> [DATA SUPPLIED]:
==========

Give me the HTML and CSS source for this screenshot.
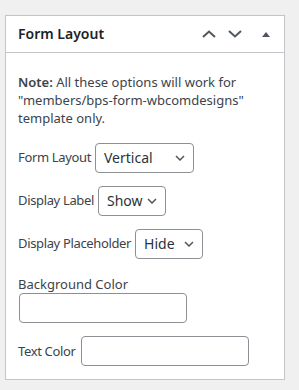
FILE: index.html
```html
<!DOCTYPE html>
<html lang="en">
<head>
  <meta charset="UTF-8" />
  <meta name="viewport" content="width=device-width, initial-scale=1.0" />
  <title>Form Layout</title>
  <link rel="stylesheet" href="styles.css">
</head>
<body>

  <!-- Form Layout meta box -->
  <div class="postbox">
    <div class="postbox-header">
      <h2>Form Layout</h2>
      <div class="handle-actions">
        <button class="handle-btn" aria-label="Move up">
          <svg width="14" height="8" viewBox="0 0 14 8"><path d="M1 7 L7 1.5 L13 7" fill="none" stroke="#50575e" stroke-width="2"/></svg>
        </button>
        <button class="handle-btn" aria-label="Move down">
          <svg width="14" height="8" viewBox="0 0 14 8"><path d="M1 1 L7 6.5 L13 1" fill="none" stroke="#50575e" stroke-width="2"/></svg>
        </button>
        <button class="handle-btn toggle" aria-label="Toggle panel">
          <svg width="8" height="5" viewBox="0 0 8 5"><path d="M0 5 L4 0 L8 5 Z" fill="#50575e"/></svg>
        </button>
      </div>
    </div>

    <div class="inside">
      <p class="note"><strong>Note:</strong> All these options will work for "members/bps-form-wbcomdesigns" template only.</p>

      <div class="row">
        <label for="form_layout">Form Layout</label>
        <span class="select-wrap w-layout">
          <select id="form_layout"><option>Vertical</option><option>Horizontal</option></select>
          <svg class="chev" width="10" height="6" viewBox="0 0 10 6"><path d="M1 1 L5 5 L9 1" fill="none" stroke="#50575e" stroke-width="1.5"/></svg>
        </span>
      </div>

      <div class="row">
        <label for="display_label">Display Label</label>
        <span class="select-wrap w-small">
          <select id="display_label"><option>Show</option><option>Hide</option></select>
          <svg class="chev" width="10" height="6" viewBox="0 0 10 6"><path d="M1 1 L5 5 L9 1" fill="none" stroke="#50575e" stroke-width="1.5"/></svg>
        </span>
      </div>

      <div class="row">
        <label for="display_placeholder">Display Placeholder</label>
        <span class="select-wrap w-small">
          <select id="display_placeholder"><option>Hide</option><option>Show</option></select>
          <svg class="chev" width="10" height="6" viewBox="0 0 10 6"><path d="M1 1 L5 5 L9 1" fill="none" stroke="#50575e" stroke-width="1.5"/></svg>
        </span>
      </div>

      <div class="stack">
        <label for="bg_color">Background Color</label>
        <input type="text" id="bg_color">
      </div>

      <div class="row">
        <label for="text_color">Text Color</label>
        <input type="text" id="text_color">
      </div>
    </div>
  </div>

</body>
</html>
```

FILE: styles.css
```css
* {
  box-sizing: border-box;
  margin: 0;
  padding: 0;
  font-family: 'Noto Sans', 'Liberation Sans', sans-serif;
}

body {
  background-color: #f0f0f1;
  color: #3c434a;
  font-size: 13px;
  line-height: 1.4;
  padding: 15px 0 0 5px;
}

.postbox {
  width: 280px;
  background-color: #fff;
  border: 1px solid #c3c4c7;
}

.postbox-header {
  display: flex;
  align-items: center;
  justify-content: space-between;
  height: 37px;
  border-bottom: 1px solid #c3c4c7;
}

.postbox-header h2 {
  font-size: 14px;
  font-weight: 600;
  color: #1d2327;
  padding: 0 12px;
}

.handle-actions {
  display: flex;
  align-items: center;
  padding-right: 6px;
}

.handle-btn {
  display: flex;
  align-items: center;
  justify-content: center;
  width: 26px;
  height: 36px;
  background: none;
  border: none;
}

.handle-btn.toggle {
  width: 24px;
  margin-left: 6px;
}

.inside {
  padding: 20px 12px 13px;
}

.note {
  margin-bottom: 15px;
}

.note strong {
  font-weight: 600;
}

.row {
  display: flex;
  align-items: center;
  gap: 4px;
  margin-bottom: 13px;
}

.row:last-child {
  margin-bottom: 0;
}

.row label {
  letter-spacing: -0.35px;
}

.stack {
  display: flex;
  flex-direction: column;
  align-items: flex-start;
  margin-top: 16px;
  margin-bottom: 13px;
}

.select-wrap {
  position: relative;
  display: inline-block;
}

.select-wrap select {
  appearance: none;
  -webkit-appearance: none;
  width: 100%;
  height: 30px;
  padding: 0 18px 0 8px;
  font-size: 14px;
  color: #2c3338;
  background: #fff;
  border: 1px solid #8c8f94;
  border-radius: 4px;
}

.select-wrap .chev {
  position: absolute;
  right: 9px;
  top: 12px;
  pointer-events: none;
}

.w-layout {
  width: 99px;
}

.w-small {
  width: 68px;
}

input[type="text"] {
  width: 168px;
  height: 30px;
  margin: 0 1px;
  padding: 0 8px;
  font-size: 14px;
  background: #fff;
  border: 1px solid #8c8f94;
  border-radius: 4px;
}
```
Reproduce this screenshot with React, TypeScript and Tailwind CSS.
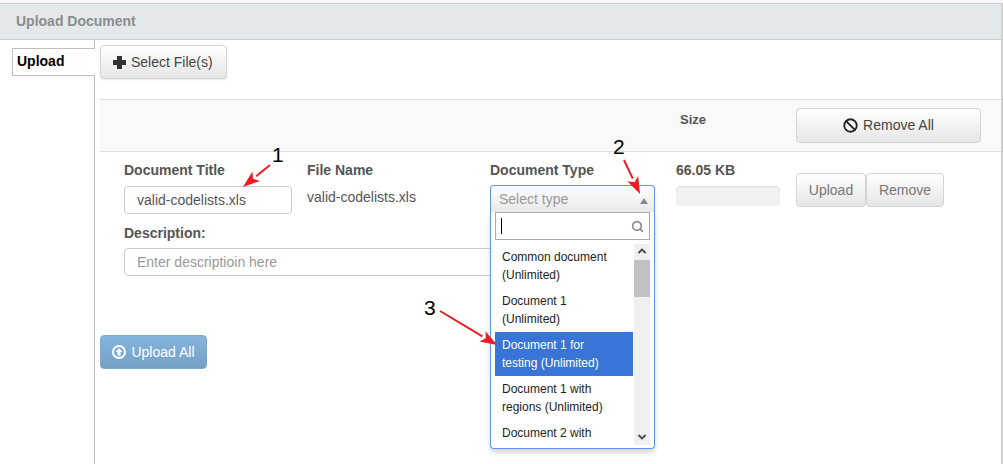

==========

Give all the entries again exactly, dropping each picture.

> [ANSWER FOR THIS EXERCISE]:
Give me the HTML and CSS source for this screenshot.
FILE: index.html
```html
<!DOCTYPE html>
<html lang="en">
<head>
  <meta charset="UTF-8" />
  <meta name="viewport" content="width=device-width, initial-scale=1.0" />
  <title>Form Layout</title>
  <link rel="stylesheet" href="styles.css">
</head>
<body>

  <!-- Form Layout meta box -->
  <div class="postbox">
    <div class="postbox-header">
      <h2>Form Layout</h2>
      <div class="handle-actions">
        <button class="handle-btn" aria-label="Move up">
          <svg width="14" height="8" viewBox="0 0 14 8"><path d="M1 7 L7 1.5 L13 7" fill="none" stroke="#50575e" stroke-width="2"/></svg>
        </button>
        <button class="handle-btn" aria-label="Move down">
          <svg width="14" height="8" viewBox="0 0 14 8"><path d="M1 1 L7 6.5 L13 1" fill="none" stroke="#50575e" stroke-width="2"/></svg>
        </button>
        <button class="handle-btn toggle" aria-label="Toggle panel">
          <svg width="8" height="5" viewBox="0 0 8 5"><path d="M0 5 L4 0 L8 5 Z" fill="#50575e"/></svg>
        </button>
      </div>
    </div>

    <div class="inside">
      <p class="note"><strong>Note:</strong> All these options will work for "members/bps-form-wbcomdesigns" template only.</p>

      <div class="row">
        <label for="form_layout">Form Layout</label>
        <span class="select-wrap w-layout">
          <select id="form_layout"><option>Vertical</option><option>Horizontal</option></select>
          <svg class="chev" width="10" height="6" viewBox="0 0 10 6"><path d="M1 1 L5 5 L9 1" fill="none" stroke="#50575e" stroke-width="1.5"/></svg>
        </span>
      </div>

      <div class="row">
        <label for="display_label">Display Label</label>
        <span class="select-wrap w-small">
          <select id="display_label"><option>Show</option><option>Hide</option></select>
          <svg class="chev" width="10" height="6" viewBox="0 0 10 6"><path d="M1 1 L5 5 L9 1" fill="none" stroke="#50575e" stroke-width="1.5"/></svg>
        </span>
      </div>

      <div class="row">
        <label for="display_placeholder">Display Placeholder</label>
        <span class="select-wrap w-small">
          <select id="display_placeholder"><option>Hide</option><option>Show</option></select>
          <svg class="chev" width="10" height="6" viewBox="0 0 10 6"><path d="M1 1 L5 5 L9 1" fill="none" stroke="#50575e" stroke-width="1.5"/></svg>
        </span>
      </div>

      <div class="stack">
        <label for="bg_color">Background Color</label>
        <input type="text" id="bg_color">
      </div>

      <div class="row">
        <label for="text_color">Text Color</label>
        <input type="text" id="text_color">
      </div>
    </div>
  </div>

</body>
</html>
```

FILE: styles.css
```css
* {
  box-sizing: border-box;
  margin: 0;
  padding: 0;
  font-family: 'Noto Sans', 'Liberation Sans', sans-serif;
}

body {
  background-color: #f0f0f1;
  color: #3c434a;
  font-size: 13px;
  line-height: 1.4;
  padding: 15px 0 0 5px;
}

.postbox {
  width: 280px;
  background-color: #fff;
  border: 1px solid #c3c4c7;
}

.postbox-header {
  display: flex;
  align-items: center;
  justify-content: space-between;
  height: 37px;
  border-bottom: 1px solid #c3c4c7;
}

.postbox-header h2 {
  font-size: 14px;
  font-weight: 600;
  color: #1d2327;
  padding: 0 12px;
}

.handle-actions {
  display: flex;
  align-items: center;
  padding-right: 6px;
}

.handle-btn {
  display: flex;
  align-items: center;
  justify-content: center;
  width: 26px;
  height: 36px;
  background: none;
  border: none;
}

.handle-btn.toggle {
  width: 24px;
  margin-left: 6px;
}

.inside {
  padding: 20px 12px 13px;
}

.note {
  margin-bottom: 15px;
}

.note strong {
  font-weight: 600;
}

.row {
  display: flex;
  align-items: center;
  gap: 4px;
  margin-bottom: 13px;
}

.row:last-child {
  margin-bottom: 0;
}

.row label {
  letter-spacing: -0.35px;
}

.stack {
  display: flex;
  flex-direction: column;
  align-items: flex-start;
  margin-top: 16px;
  margin-bottom: 13px;
}

.select-wrap {
  position: relative;
  display: inline-block;
}

.select-wrap select {
  appearance: none;
  -webkit-appearance: none;
  width: 100%;
  height: 30px;
  padding: 0 18px 0 8px;
  font-size: 14px;
  color: #2c3338;
  background: #fff;
  border: 1px solid #8c8f94;
  border-radius: 4px;
}

.select-wrap .chev {
  position: absolute;
  right: 9px;
  top: 12px;
  pointer-events: none;
}

.w-layout {
  width: 99px;
}

.w-small {
  width: 68px;
}

input[type="text"] {
  width: 168px;
  height: 30px;
  margin: 0 1px;
  padding: 0 8px;
  font-size: 14px;
  background: #fff;
  border: 1px solid #8c8f94;
  border-radius: 4px;
}
```
Reproduce this screenshot with React, TypeScript and Tailwind CSS.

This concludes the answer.